:: WHAT YOU ARE ASKED TO DO ::
In the entries below, count every line with the word "styles". Return only the count.

:: TASK INPUT ::
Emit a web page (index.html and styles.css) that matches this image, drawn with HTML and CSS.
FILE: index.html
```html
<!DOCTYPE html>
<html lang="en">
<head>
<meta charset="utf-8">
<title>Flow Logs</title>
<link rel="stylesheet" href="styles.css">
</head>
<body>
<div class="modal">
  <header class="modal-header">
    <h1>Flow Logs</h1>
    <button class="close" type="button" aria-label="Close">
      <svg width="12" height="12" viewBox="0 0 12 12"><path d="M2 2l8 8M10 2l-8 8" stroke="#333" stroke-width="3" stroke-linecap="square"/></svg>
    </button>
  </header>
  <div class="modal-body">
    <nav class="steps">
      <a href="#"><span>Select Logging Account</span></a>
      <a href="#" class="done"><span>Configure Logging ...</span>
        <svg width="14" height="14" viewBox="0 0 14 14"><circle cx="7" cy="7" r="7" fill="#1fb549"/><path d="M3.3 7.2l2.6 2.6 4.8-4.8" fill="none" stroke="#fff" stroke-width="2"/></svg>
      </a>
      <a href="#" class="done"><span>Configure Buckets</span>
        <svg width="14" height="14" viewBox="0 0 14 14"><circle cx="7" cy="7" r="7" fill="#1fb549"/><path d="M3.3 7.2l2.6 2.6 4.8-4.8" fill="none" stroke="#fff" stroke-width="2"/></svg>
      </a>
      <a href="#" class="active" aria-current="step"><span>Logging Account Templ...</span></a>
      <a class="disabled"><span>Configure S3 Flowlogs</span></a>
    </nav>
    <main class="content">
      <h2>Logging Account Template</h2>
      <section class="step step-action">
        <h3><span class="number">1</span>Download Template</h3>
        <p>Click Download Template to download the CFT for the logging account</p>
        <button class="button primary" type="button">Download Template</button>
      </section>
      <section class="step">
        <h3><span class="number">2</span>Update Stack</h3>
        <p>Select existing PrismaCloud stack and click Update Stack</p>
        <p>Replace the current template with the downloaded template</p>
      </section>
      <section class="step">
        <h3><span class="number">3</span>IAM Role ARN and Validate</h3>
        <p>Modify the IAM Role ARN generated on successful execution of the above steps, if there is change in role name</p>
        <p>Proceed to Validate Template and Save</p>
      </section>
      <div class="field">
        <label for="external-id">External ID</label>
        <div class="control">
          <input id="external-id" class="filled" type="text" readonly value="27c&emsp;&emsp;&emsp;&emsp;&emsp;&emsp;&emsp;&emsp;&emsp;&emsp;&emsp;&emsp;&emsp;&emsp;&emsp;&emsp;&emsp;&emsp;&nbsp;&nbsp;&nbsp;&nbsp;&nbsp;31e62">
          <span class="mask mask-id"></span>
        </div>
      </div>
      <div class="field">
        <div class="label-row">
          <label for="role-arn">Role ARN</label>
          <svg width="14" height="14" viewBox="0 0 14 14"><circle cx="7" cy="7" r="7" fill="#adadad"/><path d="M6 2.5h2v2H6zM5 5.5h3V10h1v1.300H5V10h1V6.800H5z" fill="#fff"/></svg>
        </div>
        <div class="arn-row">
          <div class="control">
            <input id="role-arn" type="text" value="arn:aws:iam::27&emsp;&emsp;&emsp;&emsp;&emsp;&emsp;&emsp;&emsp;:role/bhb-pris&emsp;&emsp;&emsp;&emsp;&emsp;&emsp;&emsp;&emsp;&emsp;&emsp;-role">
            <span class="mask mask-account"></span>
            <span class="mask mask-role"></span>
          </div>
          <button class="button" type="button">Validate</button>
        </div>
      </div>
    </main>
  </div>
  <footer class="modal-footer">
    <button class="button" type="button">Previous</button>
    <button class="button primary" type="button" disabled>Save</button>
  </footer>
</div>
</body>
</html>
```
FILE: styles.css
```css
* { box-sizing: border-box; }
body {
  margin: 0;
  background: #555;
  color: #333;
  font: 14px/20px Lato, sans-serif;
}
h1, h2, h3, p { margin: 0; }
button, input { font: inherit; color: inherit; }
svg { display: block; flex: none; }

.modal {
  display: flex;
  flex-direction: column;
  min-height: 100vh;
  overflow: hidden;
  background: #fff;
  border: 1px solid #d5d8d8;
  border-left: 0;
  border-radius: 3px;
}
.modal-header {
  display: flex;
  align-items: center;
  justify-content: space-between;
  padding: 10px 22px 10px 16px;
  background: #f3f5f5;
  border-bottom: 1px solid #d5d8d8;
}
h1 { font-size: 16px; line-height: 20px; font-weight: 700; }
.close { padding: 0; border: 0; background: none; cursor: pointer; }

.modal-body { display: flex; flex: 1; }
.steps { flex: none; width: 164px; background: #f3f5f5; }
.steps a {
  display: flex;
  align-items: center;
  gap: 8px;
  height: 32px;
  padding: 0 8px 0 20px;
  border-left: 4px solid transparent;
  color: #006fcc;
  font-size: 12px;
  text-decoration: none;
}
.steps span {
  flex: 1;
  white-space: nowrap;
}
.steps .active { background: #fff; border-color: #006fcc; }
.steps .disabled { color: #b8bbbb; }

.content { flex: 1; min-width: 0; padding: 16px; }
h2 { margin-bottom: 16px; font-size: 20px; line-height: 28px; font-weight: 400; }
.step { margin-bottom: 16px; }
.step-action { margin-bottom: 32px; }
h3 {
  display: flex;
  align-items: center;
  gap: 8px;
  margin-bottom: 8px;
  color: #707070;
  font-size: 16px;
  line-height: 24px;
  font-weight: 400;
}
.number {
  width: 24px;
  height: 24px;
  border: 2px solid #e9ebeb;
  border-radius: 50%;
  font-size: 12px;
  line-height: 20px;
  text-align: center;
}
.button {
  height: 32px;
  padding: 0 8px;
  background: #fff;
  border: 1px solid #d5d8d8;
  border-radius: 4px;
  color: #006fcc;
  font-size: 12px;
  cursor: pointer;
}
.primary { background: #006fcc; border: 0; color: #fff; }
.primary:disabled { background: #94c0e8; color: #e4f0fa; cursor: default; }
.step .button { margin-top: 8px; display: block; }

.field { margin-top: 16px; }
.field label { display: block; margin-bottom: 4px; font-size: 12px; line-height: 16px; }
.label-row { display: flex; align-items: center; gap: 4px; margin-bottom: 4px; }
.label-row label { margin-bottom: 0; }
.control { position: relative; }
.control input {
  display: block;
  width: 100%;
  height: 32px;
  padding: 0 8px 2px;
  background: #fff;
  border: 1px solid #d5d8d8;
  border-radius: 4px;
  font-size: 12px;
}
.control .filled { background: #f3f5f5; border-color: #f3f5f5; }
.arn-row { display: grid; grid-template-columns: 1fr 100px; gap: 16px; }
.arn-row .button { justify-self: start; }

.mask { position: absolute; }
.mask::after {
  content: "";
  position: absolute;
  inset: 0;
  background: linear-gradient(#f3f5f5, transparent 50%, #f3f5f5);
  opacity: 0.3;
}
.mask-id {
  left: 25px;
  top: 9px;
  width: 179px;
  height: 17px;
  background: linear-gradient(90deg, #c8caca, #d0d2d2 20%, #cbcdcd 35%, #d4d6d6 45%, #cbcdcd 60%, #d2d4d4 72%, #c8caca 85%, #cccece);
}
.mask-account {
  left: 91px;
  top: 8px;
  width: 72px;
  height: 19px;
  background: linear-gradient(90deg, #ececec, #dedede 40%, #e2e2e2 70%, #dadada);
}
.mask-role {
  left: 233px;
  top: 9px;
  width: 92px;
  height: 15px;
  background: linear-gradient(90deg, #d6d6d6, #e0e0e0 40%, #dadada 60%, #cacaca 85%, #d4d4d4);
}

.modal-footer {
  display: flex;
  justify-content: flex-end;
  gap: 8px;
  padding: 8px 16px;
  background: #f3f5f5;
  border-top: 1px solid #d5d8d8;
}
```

--

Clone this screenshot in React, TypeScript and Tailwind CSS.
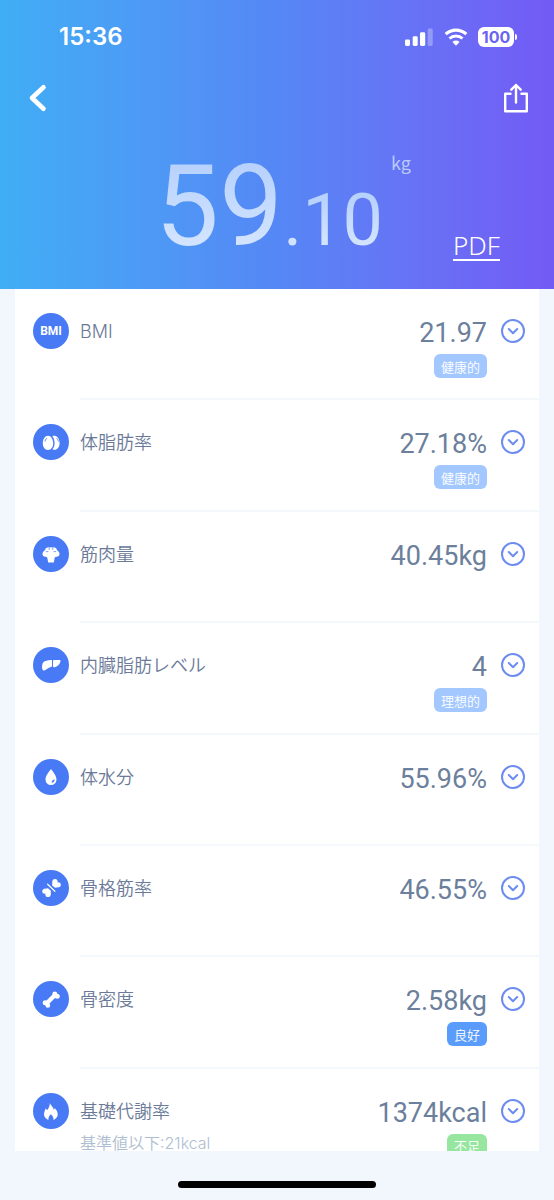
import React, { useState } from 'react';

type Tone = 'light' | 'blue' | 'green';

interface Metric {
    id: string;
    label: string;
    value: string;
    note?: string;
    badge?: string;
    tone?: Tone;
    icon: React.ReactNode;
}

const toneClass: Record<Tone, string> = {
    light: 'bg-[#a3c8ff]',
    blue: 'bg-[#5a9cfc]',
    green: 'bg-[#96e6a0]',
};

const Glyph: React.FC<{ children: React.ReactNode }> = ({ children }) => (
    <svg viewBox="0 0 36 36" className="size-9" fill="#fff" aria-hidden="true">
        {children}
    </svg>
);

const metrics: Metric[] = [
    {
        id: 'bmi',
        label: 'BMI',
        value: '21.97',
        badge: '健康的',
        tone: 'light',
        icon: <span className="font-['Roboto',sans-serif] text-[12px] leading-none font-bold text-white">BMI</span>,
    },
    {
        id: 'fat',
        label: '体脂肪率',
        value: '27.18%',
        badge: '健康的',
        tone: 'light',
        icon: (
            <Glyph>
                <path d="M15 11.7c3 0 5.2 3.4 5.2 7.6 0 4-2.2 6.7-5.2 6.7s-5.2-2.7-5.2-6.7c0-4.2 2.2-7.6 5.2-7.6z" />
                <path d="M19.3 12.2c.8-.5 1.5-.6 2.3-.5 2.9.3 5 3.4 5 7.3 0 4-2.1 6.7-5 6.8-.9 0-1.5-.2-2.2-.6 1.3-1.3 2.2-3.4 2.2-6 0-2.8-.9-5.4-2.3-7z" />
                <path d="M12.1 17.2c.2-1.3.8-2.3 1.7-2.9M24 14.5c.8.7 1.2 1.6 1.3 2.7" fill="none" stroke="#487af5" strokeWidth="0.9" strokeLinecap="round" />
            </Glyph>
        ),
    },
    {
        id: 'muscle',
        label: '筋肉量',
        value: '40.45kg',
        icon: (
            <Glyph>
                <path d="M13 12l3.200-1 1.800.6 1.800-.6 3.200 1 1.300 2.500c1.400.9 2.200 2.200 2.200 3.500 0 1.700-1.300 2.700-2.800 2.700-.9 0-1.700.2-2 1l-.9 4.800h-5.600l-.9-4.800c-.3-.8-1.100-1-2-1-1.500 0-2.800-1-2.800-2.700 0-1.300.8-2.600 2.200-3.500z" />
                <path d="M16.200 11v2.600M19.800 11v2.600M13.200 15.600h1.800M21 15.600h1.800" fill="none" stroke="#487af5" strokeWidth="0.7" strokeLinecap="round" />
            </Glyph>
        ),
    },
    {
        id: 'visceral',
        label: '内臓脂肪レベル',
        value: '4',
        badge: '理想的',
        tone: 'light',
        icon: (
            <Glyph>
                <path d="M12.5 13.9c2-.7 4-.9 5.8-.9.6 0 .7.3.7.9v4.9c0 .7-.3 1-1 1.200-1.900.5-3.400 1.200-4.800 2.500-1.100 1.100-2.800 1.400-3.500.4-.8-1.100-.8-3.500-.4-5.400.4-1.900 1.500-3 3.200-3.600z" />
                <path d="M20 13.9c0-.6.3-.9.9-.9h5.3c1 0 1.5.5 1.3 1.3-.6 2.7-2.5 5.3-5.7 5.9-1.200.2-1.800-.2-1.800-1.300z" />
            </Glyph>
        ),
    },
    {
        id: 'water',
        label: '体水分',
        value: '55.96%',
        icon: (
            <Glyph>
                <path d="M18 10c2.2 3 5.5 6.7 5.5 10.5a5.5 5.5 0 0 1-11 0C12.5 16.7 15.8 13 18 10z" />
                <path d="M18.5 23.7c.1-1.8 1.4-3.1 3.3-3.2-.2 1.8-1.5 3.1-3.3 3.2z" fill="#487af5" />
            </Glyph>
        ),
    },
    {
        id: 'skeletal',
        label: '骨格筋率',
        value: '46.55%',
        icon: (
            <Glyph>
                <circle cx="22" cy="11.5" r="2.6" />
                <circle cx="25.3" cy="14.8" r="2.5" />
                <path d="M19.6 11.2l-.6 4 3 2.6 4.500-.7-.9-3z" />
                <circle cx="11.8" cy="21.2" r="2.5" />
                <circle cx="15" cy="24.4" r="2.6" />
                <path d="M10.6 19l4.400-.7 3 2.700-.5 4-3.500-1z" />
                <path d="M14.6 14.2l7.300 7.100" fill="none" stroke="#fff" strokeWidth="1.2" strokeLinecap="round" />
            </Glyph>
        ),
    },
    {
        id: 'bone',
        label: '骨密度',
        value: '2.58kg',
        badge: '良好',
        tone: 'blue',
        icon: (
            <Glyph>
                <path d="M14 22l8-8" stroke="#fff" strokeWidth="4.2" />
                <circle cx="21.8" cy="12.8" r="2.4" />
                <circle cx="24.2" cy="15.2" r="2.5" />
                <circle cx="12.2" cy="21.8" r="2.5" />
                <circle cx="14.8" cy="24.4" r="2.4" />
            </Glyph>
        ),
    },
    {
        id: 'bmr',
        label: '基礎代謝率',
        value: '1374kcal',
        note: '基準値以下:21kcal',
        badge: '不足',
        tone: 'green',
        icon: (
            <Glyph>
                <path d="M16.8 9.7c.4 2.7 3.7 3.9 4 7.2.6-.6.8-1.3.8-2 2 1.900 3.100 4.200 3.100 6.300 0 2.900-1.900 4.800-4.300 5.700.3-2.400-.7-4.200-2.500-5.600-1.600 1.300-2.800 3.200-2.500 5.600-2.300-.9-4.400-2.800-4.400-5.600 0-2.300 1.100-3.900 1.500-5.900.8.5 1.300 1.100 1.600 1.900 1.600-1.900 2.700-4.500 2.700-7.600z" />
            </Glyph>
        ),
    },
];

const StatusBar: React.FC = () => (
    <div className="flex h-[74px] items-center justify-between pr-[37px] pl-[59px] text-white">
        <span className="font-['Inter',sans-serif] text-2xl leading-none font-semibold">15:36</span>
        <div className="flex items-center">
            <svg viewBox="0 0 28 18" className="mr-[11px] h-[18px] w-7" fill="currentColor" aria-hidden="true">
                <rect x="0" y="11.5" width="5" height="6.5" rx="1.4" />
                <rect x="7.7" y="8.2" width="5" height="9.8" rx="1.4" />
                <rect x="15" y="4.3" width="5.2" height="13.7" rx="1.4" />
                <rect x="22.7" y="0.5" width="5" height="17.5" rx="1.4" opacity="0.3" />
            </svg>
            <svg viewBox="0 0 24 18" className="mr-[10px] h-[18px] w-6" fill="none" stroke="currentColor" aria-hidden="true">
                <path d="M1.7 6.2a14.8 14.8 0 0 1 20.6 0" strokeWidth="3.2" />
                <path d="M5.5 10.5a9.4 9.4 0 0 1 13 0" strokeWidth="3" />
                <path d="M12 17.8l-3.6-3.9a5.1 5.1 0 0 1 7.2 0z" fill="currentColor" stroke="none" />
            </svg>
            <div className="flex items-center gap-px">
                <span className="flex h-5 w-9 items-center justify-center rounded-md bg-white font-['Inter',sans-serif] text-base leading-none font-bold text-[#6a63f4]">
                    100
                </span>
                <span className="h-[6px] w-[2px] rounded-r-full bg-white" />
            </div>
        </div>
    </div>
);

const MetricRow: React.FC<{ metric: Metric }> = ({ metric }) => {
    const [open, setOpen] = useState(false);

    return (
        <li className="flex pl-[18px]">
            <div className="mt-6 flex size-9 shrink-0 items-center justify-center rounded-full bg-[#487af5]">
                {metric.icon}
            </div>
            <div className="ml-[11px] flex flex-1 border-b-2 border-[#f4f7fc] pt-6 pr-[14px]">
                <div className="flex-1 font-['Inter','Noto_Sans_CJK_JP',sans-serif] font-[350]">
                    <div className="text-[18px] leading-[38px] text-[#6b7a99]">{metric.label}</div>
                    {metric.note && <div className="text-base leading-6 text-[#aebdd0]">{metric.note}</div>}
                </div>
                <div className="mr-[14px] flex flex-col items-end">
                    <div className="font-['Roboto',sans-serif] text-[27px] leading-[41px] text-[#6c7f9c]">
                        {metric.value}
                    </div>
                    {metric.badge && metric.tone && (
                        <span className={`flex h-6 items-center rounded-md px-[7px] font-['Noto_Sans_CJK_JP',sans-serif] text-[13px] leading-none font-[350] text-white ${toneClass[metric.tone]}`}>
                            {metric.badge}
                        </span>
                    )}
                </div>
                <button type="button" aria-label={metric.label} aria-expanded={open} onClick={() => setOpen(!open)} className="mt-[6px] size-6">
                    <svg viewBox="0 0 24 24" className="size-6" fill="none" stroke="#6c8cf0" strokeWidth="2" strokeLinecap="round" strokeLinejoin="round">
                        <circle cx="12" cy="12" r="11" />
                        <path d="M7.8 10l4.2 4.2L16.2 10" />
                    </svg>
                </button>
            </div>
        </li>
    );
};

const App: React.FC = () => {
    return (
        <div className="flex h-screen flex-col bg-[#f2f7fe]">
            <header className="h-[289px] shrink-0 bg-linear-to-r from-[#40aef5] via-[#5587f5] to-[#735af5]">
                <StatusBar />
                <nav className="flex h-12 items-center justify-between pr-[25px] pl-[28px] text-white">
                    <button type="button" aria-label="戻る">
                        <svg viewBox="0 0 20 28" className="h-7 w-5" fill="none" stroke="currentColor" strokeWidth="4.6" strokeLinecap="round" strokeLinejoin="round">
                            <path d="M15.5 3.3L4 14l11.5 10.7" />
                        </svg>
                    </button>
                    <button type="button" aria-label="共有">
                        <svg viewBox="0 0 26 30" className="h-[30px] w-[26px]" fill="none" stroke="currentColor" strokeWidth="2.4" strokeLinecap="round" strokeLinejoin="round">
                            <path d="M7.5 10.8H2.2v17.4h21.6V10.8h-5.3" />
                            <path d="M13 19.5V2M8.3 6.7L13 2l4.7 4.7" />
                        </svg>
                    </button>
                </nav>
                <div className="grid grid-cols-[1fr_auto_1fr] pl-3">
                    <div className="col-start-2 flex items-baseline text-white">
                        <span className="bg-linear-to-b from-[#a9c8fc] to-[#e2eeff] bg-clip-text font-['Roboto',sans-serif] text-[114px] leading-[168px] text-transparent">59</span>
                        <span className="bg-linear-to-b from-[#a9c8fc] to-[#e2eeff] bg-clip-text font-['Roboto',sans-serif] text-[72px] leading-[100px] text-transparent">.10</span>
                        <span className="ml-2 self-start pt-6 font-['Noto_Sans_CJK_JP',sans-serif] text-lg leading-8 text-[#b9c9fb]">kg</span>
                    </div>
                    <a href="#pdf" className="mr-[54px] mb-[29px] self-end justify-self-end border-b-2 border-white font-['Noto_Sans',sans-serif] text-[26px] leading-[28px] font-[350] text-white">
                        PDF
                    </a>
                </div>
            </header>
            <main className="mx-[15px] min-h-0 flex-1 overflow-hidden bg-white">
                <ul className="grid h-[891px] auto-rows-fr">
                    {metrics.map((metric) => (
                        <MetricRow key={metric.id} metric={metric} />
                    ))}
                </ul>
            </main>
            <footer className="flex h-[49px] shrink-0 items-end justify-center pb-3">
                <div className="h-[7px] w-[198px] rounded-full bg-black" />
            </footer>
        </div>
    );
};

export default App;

:: TASK SOLUTION ::
3